The third priority is a remodelled welfare state, based on policies that can provide both security and autonomy for all citizens,so that no citizen is left behind, reviving and reformulating the idea of democratic citizenship that lay at the heart of the universal welfare states which were one of the great progressive achievements of the last century. There are many creative ideas for doing this. The quest for equal citizenship targeting the many forms of discrimination, disadvantage and abuse remains a central progressive aim.

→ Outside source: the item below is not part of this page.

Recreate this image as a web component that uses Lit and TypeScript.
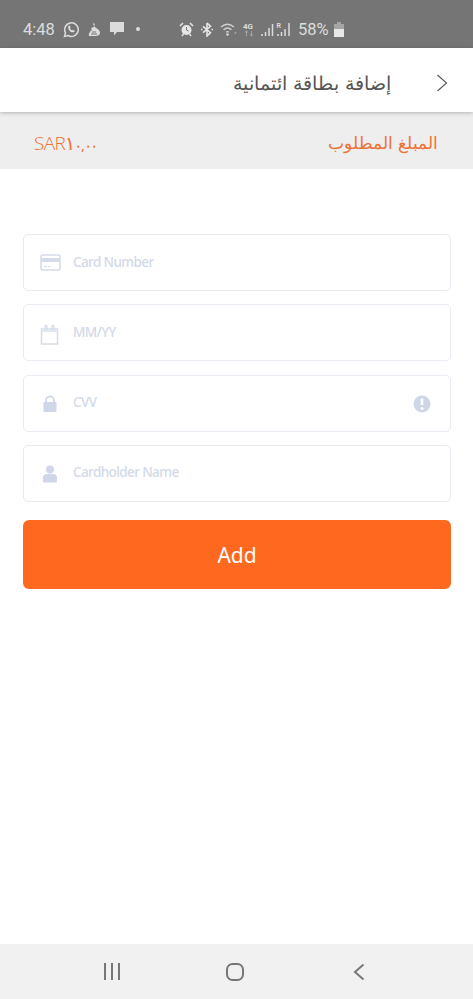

The fourth priority is a renewed democracy. Much has been achieved in the last hundred years since women won the vote, but much remains to be done. The quest for equal citizenship targeting the many forms of discrimination, disadvantage and abuse remains a central progressive aim. We also need to find ways to decentralise power to get real local accountability and participation, and to be constantly vigilant about the many threats, some old some new, to the rule of law, media plurality, freedom of association and freedom of speech.
A politics from below
Liberals and progressives have to recover their voice and their moral compass. It carries risks, as Benjamin Tallis observes about Emmanuel Macron and his offensive liberalism. That is because democracy carries risks. But we no longer live in a time when technocracy suffices. There has to be a new politics of passion and commitment and belief, and there is no guarantee of success. But to refuse to engage in the debate and the struggle against the hard right would be a guarantee of failure. One key task is to develop the kind of policies which make sense to citizens in their everyday lives. Progressives have huge resources on which to draw, but they need to rediscover the energy that comes from a politics from below. They need to become insurgents too. Anthony Barnett is right to say that the old order is broken and cannot just be patched up. We do not all have to unite under the same banner, but we do need to co-operate and to learn from one another. An Open Left is not an impossible dream. It is something we urgently need to combat the dangers we face.